» Data lines
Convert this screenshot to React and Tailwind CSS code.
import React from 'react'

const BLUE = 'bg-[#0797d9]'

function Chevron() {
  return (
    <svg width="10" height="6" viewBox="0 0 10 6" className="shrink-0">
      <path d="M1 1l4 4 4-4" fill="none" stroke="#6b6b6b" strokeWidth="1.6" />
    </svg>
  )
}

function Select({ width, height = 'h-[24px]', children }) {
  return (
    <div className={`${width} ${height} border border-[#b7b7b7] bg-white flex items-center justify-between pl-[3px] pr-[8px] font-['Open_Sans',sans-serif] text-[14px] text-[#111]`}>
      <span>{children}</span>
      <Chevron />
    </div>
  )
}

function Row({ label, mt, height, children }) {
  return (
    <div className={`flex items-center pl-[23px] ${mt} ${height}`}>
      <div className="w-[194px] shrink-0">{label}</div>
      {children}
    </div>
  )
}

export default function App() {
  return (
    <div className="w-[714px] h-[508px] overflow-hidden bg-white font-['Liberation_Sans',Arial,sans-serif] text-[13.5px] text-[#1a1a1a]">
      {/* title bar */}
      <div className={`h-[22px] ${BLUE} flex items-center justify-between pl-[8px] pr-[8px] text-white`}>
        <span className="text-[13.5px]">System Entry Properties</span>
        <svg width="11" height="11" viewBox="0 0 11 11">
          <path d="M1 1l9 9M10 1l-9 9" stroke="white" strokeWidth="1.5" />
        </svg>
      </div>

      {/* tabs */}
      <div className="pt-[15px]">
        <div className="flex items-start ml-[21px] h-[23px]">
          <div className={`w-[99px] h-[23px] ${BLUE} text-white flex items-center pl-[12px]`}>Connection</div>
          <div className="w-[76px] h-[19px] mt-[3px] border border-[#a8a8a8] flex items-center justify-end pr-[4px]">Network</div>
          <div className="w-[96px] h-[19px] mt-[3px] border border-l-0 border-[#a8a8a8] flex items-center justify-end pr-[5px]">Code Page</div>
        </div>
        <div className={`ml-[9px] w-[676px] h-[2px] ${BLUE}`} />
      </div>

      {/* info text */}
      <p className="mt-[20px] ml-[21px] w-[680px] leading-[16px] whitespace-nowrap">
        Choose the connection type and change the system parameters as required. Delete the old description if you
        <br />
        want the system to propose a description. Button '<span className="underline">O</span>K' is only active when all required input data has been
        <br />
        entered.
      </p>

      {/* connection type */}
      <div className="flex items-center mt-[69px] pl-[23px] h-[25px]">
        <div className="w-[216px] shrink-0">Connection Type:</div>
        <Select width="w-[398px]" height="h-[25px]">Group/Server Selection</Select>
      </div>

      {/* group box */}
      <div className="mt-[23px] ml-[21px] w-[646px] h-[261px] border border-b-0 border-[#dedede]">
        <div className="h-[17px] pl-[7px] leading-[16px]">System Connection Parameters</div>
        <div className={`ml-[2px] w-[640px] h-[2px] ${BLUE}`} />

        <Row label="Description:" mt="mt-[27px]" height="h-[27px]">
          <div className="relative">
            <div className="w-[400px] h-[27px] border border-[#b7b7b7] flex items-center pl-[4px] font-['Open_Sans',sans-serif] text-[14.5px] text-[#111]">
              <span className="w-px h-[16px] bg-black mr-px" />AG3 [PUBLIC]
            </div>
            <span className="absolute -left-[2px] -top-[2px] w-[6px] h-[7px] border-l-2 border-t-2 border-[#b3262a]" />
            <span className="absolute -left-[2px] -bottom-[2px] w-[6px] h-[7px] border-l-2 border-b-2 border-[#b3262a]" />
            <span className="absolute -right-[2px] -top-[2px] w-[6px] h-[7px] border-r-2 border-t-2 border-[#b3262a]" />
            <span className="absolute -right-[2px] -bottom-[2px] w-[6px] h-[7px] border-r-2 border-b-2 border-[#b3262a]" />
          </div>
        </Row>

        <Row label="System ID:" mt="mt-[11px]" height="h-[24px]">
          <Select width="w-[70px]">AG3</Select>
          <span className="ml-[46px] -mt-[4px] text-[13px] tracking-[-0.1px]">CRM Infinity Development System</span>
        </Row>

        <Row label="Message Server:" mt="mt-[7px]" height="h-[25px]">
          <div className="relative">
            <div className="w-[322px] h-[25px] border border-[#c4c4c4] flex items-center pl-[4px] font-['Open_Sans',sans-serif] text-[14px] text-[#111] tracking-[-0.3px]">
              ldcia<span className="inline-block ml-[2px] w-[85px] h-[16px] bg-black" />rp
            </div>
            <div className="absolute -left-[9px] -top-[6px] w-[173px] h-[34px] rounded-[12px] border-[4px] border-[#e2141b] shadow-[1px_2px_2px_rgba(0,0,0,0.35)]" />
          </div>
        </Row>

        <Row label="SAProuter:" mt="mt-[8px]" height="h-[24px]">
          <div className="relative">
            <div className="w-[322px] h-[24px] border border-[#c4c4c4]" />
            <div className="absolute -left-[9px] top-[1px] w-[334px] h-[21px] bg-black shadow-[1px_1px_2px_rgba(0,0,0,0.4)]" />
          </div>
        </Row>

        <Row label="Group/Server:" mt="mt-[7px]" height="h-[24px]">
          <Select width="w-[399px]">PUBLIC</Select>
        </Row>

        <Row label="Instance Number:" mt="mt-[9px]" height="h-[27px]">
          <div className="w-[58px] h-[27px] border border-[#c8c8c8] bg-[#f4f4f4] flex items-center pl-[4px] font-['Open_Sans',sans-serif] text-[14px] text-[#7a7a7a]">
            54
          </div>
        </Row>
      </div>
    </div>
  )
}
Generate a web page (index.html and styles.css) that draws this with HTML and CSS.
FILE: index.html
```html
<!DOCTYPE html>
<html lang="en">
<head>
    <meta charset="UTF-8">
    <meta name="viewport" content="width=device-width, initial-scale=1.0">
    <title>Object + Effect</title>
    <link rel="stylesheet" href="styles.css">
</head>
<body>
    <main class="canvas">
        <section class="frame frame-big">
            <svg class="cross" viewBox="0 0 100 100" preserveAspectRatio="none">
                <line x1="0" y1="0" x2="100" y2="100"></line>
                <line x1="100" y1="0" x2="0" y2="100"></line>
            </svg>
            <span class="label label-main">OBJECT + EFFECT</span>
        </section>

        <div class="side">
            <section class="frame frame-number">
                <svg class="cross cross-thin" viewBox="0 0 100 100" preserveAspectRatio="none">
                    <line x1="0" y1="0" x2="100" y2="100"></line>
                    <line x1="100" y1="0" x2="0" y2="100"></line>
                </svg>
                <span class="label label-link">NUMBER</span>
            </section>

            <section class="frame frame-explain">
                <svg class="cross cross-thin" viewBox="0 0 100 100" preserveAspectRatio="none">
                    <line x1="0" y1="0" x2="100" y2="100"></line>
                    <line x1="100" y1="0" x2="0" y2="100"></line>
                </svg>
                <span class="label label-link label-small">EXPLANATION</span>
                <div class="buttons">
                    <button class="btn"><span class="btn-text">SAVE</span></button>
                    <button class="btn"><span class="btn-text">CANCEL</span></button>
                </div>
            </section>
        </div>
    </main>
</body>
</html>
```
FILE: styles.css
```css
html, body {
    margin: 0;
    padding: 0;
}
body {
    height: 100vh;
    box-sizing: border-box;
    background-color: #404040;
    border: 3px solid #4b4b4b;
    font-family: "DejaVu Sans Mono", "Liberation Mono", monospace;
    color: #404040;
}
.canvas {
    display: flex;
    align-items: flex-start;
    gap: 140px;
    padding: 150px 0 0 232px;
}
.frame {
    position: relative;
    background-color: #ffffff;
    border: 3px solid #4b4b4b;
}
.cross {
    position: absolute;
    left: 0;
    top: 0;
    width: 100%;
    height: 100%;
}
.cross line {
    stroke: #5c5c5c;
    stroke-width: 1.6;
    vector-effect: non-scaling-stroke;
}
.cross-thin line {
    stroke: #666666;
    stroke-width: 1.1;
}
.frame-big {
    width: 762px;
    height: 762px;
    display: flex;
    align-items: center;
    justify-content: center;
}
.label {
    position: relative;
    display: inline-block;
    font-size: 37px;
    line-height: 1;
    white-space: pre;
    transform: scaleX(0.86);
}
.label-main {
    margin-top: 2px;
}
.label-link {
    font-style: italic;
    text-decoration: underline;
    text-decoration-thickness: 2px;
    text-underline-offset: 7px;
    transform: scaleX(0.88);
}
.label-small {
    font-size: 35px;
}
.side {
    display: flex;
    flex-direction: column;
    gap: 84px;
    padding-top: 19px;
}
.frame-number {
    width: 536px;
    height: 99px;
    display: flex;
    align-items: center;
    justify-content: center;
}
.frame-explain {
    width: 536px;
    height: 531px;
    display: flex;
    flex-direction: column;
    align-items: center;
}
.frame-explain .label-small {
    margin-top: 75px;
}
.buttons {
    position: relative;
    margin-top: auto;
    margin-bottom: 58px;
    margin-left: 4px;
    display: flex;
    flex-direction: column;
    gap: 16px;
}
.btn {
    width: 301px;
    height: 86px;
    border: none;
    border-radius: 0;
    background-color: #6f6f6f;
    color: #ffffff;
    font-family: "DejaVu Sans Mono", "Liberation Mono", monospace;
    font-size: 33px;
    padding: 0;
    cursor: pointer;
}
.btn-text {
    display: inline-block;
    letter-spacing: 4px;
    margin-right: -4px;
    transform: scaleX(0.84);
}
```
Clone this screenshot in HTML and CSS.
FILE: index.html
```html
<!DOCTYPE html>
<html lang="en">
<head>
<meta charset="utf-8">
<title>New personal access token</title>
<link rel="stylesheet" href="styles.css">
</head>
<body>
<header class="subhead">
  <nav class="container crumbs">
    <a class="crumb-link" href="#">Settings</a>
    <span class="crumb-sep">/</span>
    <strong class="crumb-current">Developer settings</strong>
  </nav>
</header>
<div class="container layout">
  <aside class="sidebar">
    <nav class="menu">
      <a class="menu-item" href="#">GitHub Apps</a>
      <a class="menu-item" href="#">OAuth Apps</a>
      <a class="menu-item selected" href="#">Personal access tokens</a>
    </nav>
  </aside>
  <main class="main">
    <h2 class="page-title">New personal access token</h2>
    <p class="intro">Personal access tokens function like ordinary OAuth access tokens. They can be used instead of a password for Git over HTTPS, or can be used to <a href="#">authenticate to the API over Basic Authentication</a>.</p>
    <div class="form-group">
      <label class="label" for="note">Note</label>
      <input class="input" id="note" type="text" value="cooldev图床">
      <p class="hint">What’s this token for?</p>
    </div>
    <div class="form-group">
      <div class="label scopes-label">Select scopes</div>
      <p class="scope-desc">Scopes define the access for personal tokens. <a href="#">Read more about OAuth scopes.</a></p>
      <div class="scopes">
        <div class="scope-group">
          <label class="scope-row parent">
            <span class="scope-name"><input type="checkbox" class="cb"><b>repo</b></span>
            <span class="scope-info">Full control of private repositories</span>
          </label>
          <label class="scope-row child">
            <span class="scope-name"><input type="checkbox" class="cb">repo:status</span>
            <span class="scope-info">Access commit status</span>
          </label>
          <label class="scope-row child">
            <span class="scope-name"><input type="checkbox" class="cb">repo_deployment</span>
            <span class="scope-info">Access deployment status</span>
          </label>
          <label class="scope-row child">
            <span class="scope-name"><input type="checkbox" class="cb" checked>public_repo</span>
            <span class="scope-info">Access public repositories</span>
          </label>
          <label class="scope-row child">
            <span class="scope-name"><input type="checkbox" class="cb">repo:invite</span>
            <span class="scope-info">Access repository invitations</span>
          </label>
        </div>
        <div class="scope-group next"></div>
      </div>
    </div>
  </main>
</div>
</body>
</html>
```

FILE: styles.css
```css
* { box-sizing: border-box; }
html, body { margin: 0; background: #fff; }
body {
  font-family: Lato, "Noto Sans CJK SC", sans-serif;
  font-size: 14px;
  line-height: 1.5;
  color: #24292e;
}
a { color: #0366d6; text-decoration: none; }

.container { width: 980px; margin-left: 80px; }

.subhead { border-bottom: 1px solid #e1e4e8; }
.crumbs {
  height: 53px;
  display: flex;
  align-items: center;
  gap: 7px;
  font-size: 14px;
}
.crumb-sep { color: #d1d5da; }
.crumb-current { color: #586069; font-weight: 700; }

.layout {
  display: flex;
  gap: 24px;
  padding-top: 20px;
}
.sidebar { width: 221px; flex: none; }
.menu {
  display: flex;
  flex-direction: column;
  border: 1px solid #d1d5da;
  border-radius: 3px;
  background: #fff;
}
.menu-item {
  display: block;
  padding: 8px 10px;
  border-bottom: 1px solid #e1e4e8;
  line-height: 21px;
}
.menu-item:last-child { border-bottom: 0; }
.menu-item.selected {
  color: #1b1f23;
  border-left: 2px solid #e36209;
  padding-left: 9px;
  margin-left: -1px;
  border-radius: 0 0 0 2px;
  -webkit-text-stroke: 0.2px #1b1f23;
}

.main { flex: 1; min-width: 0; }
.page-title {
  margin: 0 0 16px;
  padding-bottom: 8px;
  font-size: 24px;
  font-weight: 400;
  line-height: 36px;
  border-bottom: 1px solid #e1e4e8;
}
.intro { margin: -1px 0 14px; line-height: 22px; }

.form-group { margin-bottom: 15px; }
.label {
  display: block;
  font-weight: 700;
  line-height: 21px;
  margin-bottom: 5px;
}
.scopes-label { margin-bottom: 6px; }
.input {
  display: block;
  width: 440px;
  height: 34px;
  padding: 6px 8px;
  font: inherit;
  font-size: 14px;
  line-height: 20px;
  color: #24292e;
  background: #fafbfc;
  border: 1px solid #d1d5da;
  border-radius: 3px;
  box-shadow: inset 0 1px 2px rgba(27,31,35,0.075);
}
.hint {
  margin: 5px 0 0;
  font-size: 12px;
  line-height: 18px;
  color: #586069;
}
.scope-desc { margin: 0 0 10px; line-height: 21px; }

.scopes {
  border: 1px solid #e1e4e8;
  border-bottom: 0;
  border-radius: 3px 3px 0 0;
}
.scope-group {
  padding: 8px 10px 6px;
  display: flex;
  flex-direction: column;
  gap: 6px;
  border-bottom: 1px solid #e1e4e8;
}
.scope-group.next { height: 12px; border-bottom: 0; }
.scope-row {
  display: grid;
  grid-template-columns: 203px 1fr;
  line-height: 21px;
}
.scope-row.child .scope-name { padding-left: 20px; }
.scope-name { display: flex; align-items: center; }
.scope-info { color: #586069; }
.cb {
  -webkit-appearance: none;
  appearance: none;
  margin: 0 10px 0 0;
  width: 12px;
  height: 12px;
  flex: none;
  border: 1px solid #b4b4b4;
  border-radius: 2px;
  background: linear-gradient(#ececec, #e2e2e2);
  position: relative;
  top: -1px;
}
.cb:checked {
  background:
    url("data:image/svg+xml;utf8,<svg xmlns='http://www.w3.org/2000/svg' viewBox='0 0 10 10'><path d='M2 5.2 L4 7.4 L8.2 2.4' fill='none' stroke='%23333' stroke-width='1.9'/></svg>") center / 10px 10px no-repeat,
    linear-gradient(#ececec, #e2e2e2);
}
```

» Task statement
Look through the entries above. Extract each line with the word "styles".

» Result below
Generate a web page (index.html and styles.css) that draws this with HTML and CSS.
    <link rel="stylesheet" href="styles.css">
FILE: styles.css
<link rel="stylesheet" href="styles.css">
FILE: styles.css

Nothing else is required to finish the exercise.